HL Deb 12 December 1944 vol 134 cc241-3
LORD MORRIS

My Lords, my attention has been drawn by Hansard and the Press to the tact that on the last occasion your Lordships met—that is to say on Thursday of last week—the noble Lord, Lord Brabazon of Tara, a Privy Councillor and a Parliamentarian if he will allow me to say so of very considerable experience in another place, had the effrontery to come down to this House and lecture your Lordships on procedure in your Lordships' House. Of course the noble Lord is a comparatively new recruit to this Assembly and it is possible that he is unaware of certain customs and usages in this Chamber, one of which is that when one noble Lord proposes to come down and discuss adversely a matter raised by another noble Lord it follows that the usages of ordinary polite society will be observed and he gives notice of his intention to do so. Now, as the noble Viscount, Lord Samuel—arid I thank him for it—was good enough to elicit last Thursday, the noble Lord, Lord Brabazon of Tara had omitted to give me any notice of his intention; otherwise of course I should have been here not only out of courtesy to your Lordships but also to deal with some of the more absurd propositions put forward by the noble Lord in his protest—which has been given, I see, considerable publicity, and I trust that a like publicity will be given to such humble observations as I now propose to address very briefly to your Lordships.
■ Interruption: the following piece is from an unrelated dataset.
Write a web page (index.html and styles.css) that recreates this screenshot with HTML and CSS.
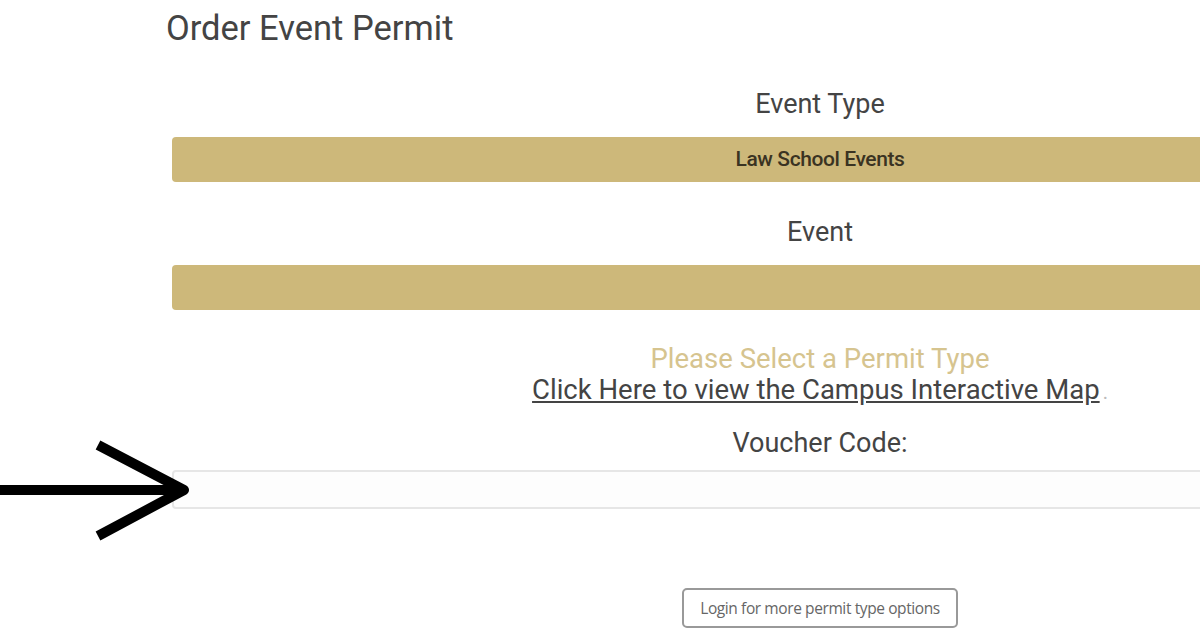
FILE: index.html
```html
<!DOCTYPE html>
<html>
<head>
    <title>Order Event Permit</title>
    <link rel="stylesheet" href="styles.css">
</head>
<body>
    <h2 class="page-title">Order Event Permit</h2>
    <div class="permit-form">
        <div class="field-label">Event Type</div>
        <div class="gold-select">Law School Events</div>

        <div class="field-label event-label">Event</div>
        <div class="gold-select"></div>

        <div class="permit-note">Please Select a Permit Type</div>
        <div class="map-line"><a href="#" class="map-link">Click Here to view the Campus Interactive Map</a><span class="dot">.</span></div>

        <div class="field-label voucher-label">Voucher Code:</div>
        <input type="text" class="voucher-input">

        <div class="login-row">
            <button class="login-button">Login for more permit type options</button>
        </div>
    </div>

    <svg class="pointer-arrow" width="200" height="110" viewBox="0 0 200 110">
        <path d="M0 50 H182 M98 5 L184 50 L98 96" fill="none" stroke="#000" stroke-width="10" stroke-linejoin="round"/>
    </svg>
</body>
</html>
```

FILE: styles.css
```css
body {
    font-family: Roboto, "Liberation Sans", sans-serif;
    background-color: #fff;
    color: #444;
    margin: 0;
    padding: 0;
    overflow: hidden;
    width: 1200px;
    height: 630px;
    position: relative;
}
.page-title {
    font-size: 34.5px;
    font-weight: 400;
    line-height: 40px;
    margin: 8px 0 0 166px;
    color: #444;
}
.permit-form {
    margin-left: 172px;
    width: 1296px;
    text-align: center;
}
.field-label {
    font-size: 27px;
    line-height: 30px;
    margin-top: 41px;
    color: #444;
}
.event-label {
    margin-top: 35px;
}
.gold-select {
    height: 45px;
    line-height: 45px;
    margin-top: 18px;
    background-color: #cdb87a;
    border-radius: 4px;
    font-size: 21px;
    font-weight: 500;
    color: #3a3322;
    letter-spacing: -0.4px;
}
.permit-note {
    font-size: 27.5px;
    line-height: 30px;
    margin-top: 34px;
    color: #d6c48f;
}
.map-line {
    font-size: 27.5px;
    line-height: 31px;
}
.map-link {
    color: #444;
    text-decoration: underline;
}
.dot {
    color: #bbb;
    margin-left: 3px;
    font-size: 20px;
}
.voucher-label {
    margin-top: 20px;
}
.voucher-input {
    display: block;
    box-sizing: border-box;
    width: 100%;
    height: 39px;
    margin-top: 12px;
    border: 2px solid #e6e6e6;
    border-radius: 4px;
    background-color: #fdfdfd;
}
.login-row {
    margin-top: 79px;
}
.login-button {
    width: 276px;
    height: 40px;
    background-color: #fff;
    border: 2px solid #999;
    border-radius: 5px;
    font-family: "Open Sans", sans-serif;
    font-size: 15.5px;
    color: #666;
    letter-spacing: -0.4px;
}
.pointer-arrow {
    position: absolute;
    left: 0;
    top: 440px;
}
```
Lord Brahazon of Tara suggests first of all that I am not entitled to answers to certain questions which I put to His Majesty's Government. I do not propose at this stage to ask your Lordships to prejudge that. The matter will be dealt with when the proper time comes. He goes on to imply that the person about whom I asked these questions, General Critchley, is a public servant. Well, if he is a public servant clearly I am entitled to my answers. If he is not a public servant then he is the paid servant of the British Overseas Airways Corporation, and since their activities are carried on really under the aegis of the Secretary of State and at the expense of the taxpayers, equally I am entitled to my answers. When this matter is debated I really do not very much care so long as it is debated. If the Government are particularly anxious to wait for the return of this itinerant swashbuckler from Sweden, where he is at the moment, that is quite agreeable to me, and if other travellers have to return from Chicago or elsewhere before the matter is debated, again I do not care.

The noble Lord, Lord Brahazon, is very sensitive apparently about precedent. He talked about precedent and tradition and demanded that the noble Lord, Viscount Cranborne, Leader of the House, should remove this Motion from the Order Paper. Precisely what Lord Brabazon imagined he was going to achieve by this impudent and insolent intervention of course I do not know. That is a matter entirely for him, but as far as I am concerned I can tell him what he has achieved. He has achieved this. He has spurred me on and sustained me in a manner that I certainly had not looked for. I can now promise Lord Brabazon of Tara and anyone else who may be interested that I intend to probe into the activities of his crony General Critchley and all his associates ruthlessly, relentlessly, and with the utmost diligence. The sooner His Majesty's Government realize that this is a matter of great public importance linked up as it is with civil aviation the better. Great public interest is taken in the matter and I do not propose to be deterred or put off for one moment by anything that may be said either by Lord Brabazon of Tara or anyone else. There are times, my Lords, when the carrying out of a moral duty becomes a positive pleasure and as far as I am concerned this will be one of them. I am very grateful to your Lordships for the indulgence you have granted me in allowing me to make this statement in answer to one made last week in my absence.

LORD BRABAZON OF TARA

My Lords, may I make a few remarks upon the very extraordinary speech that has just been made? First of all, although my name has been brought into it, I did not have notice from the noble Lord that he was going to raise this matter this afternoon. When Lord Samuel asked me whether I had given notice to the noble Lord that I was raising the particular question the other day I said, no, because I did not think it concerned Lord Morris particularly. It had nothing to do with his Motion. It was a question of procedure in this House. It is more or less our tradition that if anybody puts down a Motion of censure it should be taken immediately or, if not, removed from the Paper. I had no desire, I assure noble Lords, that this Motion should not be taken, in fact I am looking forward to its being taken as soon as possible. The point I raised was that a Motion of censure by anybody should not remain sine die on our Papers; and if the House will recollect the Leader of the House said it was perhaps a new point to him, that he fully saw the justice of it and was going to refer it to the Committee on Procedure. If Lord Morris thinks that I have been in any way discourteous by not giving him notice of what I said the other day, I certainly apologize to him, but I still think that the matter I raised was a question purely of procedure and had nothing to do with the merits or demerits of the case which the noble Lord is going to raise. I leave it at that.